• DATA:
[Begin]

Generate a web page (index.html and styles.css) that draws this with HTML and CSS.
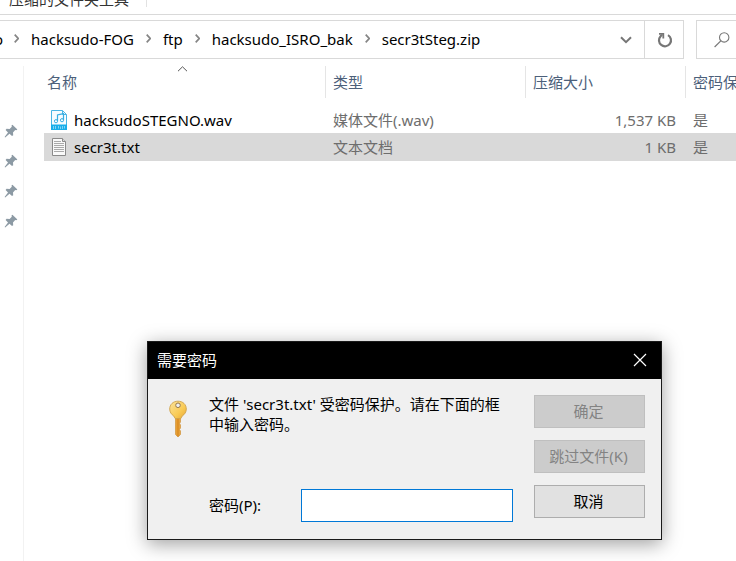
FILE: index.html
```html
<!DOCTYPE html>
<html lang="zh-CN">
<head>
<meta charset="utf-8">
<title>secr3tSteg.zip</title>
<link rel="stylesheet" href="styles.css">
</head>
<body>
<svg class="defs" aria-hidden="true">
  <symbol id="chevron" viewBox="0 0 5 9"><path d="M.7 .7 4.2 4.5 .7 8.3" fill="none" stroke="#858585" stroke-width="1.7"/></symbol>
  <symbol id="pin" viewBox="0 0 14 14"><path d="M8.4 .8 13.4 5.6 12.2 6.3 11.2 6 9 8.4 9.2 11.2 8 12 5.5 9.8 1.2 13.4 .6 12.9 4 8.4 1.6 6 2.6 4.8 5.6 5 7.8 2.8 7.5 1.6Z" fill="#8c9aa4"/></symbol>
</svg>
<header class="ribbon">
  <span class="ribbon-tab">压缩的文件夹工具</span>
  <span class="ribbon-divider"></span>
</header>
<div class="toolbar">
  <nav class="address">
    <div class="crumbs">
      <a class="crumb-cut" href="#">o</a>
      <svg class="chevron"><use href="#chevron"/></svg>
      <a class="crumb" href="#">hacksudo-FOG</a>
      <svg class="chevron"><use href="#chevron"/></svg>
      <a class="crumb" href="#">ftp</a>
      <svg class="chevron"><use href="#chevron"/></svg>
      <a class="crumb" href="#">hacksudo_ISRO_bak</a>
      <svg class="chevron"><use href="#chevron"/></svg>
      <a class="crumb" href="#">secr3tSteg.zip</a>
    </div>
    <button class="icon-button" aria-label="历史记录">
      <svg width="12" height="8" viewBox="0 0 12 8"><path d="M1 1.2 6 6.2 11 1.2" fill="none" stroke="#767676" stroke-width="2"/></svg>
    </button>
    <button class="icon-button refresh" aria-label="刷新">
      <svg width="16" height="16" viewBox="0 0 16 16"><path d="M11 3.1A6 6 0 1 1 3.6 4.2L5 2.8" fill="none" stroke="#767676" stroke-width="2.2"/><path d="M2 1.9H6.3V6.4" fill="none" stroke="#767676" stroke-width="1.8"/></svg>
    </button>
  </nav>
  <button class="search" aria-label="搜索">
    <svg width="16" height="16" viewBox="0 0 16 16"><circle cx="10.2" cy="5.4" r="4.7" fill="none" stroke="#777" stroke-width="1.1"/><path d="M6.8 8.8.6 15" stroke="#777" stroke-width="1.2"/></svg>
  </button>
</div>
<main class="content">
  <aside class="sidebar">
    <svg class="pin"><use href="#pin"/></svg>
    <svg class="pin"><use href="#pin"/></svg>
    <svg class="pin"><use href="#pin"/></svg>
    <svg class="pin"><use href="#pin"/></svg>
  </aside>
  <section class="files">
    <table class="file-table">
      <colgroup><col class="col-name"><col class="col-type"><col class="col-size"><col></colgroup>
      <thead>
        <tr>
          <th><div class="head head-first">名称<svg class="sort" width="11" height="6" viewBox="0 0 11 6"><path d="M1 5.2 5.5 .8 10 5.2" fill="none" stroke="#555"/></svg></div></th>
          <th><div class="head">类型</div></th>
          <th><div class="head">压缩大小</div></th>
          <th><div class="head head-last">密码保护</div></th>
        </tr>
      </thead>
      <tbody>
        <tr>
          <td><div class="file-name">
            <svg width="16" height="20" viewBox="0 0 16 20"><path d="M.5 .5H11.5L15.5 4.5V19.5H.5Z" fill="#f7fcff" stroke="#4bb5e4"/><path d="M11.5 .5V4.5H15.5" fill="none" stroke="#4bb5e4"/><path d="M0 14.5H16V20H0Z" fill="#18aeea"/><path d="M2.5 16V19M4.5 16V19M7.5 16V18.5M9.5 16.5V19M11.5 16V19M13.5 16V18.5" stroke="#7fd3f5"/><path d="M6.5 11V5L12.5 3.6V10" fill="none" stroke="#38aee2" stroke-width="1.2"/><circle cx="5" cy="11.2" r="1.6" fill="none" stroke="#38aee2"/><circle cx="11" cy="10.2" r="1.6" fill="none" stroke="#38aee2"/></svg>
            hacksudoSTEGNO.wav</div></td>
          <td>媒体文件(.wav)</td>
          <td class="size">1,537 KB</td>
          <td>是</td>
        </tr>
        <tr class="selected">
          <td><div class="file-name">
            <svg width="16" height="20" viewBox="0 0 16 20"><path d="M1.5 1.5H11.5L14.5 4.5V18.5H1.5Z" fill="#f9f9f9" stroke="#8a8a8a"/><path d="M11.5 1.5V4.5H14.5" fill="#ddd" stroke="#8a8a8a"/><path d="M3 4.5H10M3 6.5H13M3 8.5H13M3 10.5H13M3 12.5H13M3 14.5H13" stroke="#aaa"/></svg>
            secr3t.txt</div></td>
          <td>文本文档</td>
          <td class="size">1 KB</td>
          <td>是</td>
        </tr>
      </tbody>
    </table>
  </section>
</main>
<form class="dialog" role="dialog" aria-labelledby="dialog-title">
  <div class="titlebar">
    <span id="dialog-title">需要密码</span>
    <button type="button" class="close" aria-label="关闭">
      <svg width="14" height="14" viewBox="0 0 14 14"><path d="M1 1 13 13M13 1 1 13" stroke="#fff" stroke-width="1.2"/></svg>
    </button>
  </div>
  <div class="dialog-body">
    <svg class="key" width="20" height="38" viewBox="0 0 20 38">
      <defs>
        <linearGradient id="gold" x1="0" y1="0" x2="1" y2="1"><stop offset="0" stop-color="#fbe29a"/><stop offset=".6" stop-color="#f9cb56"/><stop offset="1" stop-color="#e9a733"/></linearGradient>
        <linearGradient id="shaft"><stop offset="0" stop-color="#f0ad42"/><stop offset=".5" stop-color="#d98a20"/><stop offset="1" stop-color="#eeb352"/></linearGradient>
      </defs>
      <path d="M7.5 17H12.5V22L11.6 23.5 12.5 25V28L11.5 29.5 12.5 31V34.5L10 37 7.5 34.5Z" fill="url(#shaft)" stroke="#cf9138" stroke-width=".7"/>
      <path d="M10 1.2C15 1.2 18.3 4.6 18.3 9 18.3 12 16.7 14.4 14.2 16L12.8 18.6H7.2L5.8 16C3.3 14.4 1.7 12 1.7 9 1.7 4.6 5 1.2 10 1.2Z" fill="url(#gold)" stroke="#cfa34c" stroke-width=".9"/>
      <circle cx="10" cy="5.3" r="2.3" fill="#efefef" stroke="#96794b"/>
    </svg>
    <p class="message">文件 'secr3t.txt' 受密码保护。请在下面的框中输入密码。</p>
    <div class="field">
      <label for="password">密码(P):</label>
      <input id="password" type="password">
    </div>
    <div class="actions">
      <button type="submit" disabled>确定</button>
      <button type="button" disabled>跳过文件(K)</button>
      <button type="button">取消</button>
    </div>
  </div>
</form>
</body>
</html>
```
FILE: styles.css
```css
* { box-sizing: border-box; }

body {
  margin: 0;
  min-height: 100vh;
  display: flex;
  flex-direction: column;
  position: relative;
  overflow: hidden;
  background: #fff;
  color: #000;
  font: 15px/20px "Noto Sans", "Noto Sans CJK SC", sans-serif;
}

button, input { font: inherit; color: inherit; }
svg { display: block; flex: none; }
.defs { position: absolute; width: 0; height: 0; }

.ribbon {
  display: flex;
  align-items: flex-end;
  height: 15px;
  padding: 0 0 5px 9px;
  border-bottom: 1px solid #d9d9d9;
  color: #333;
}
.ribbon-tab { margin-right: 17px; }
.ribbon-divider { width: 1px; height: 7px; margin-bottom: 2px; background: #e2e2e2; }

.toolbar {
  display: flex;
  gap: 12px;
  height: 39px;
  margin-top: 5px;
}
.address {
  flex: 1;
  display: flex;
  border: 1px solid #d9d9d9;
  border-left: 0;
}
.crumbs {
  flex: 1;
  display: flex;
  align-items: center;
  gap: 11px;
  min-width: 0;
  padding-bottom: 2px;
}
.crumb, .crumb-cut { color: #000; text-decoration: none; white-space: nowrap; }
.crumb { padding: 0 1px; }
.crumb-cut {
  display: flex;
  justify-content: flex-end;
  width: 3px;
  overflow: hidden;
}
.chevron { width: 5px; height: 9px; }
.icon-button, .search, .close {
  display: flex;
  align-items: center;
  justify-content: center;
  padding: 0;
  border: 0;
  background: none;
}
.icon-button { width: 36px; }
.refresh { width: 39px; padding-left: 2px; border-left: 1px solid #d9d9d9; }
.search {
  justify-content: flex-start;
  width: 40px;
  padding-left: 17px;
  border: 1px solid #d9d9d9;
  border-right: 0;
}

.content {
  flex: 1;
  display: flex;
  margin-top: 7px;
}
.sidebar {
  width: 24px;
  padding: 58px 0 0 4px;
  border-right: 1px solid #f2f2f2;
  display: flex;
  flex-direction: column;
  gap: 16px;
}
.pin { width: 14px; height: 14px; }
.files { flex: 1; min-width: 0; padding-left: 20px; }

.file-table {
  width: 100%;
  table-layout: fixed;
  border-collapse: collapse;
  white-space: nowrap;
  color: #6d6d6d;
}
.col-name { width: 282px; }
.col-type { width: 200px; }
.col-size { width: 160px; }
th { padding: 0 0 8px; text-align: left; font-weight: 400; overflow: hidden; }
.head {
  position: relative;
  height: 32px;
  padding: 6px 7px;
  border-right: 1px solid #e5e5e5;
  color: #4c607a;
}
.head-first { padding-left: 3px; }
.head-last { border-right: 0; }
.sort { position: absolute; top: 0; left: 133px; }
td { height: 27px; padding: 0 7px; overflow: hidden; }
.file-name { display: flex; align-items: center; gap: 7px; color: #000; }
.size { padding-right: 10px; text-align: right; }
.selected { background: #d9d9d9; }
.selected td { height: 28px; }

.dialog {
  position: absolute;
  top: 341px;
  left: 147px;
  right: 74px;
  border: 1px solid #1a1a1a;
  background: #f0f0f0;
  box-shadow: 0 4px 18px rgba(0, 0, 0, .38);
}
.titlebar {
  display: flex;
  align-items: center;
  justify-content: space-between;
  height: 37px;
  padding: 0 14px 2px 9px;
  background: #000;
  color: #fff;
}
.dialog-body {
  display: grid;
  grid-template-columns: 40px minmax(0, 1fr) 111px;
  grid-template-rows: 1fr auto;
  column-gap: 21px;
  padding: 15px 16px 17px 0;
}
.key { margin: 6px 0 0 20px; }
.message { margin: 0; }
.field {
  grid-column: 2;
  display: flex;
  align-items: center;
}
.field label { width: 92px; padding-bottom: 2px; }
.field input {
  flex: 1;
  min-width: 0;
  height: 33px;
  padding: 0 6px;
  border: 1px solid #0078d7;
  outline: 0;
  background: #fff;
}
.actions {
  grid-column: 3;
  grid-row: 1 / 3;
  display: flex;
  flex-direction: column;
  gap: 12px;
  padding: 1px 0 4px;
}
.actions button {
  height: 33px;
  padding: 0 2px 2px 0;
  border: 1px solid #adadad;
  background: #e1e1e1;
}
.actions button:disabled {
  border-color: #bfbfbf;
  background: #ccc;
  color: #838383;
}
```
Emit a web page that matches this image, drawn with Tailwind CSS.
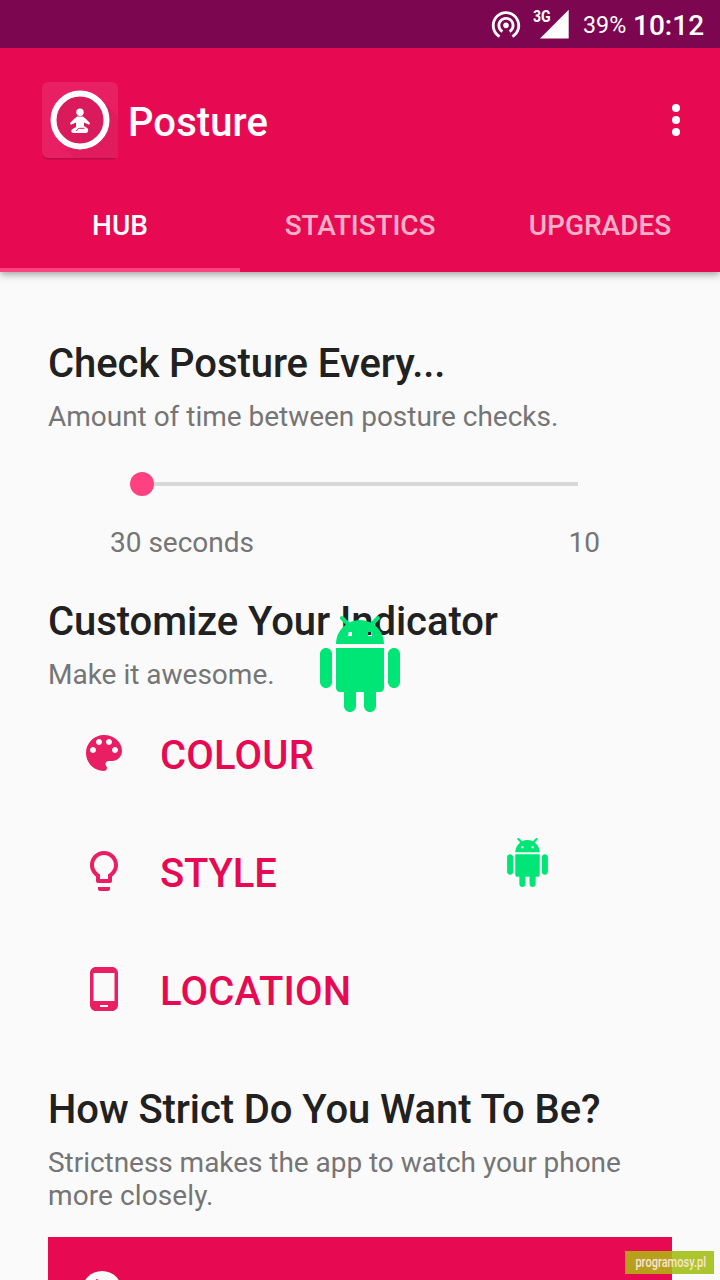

[End]

• GIVEN EXERCISE: Which lines above contain "this"? Show each of them.

• ANSWER TO THE PROBLEM:
Generate a web page (index.html and styles.css) that draws this with HTML and CSS.
Emit a web page that matches this image, drawn with Tailwind CSS.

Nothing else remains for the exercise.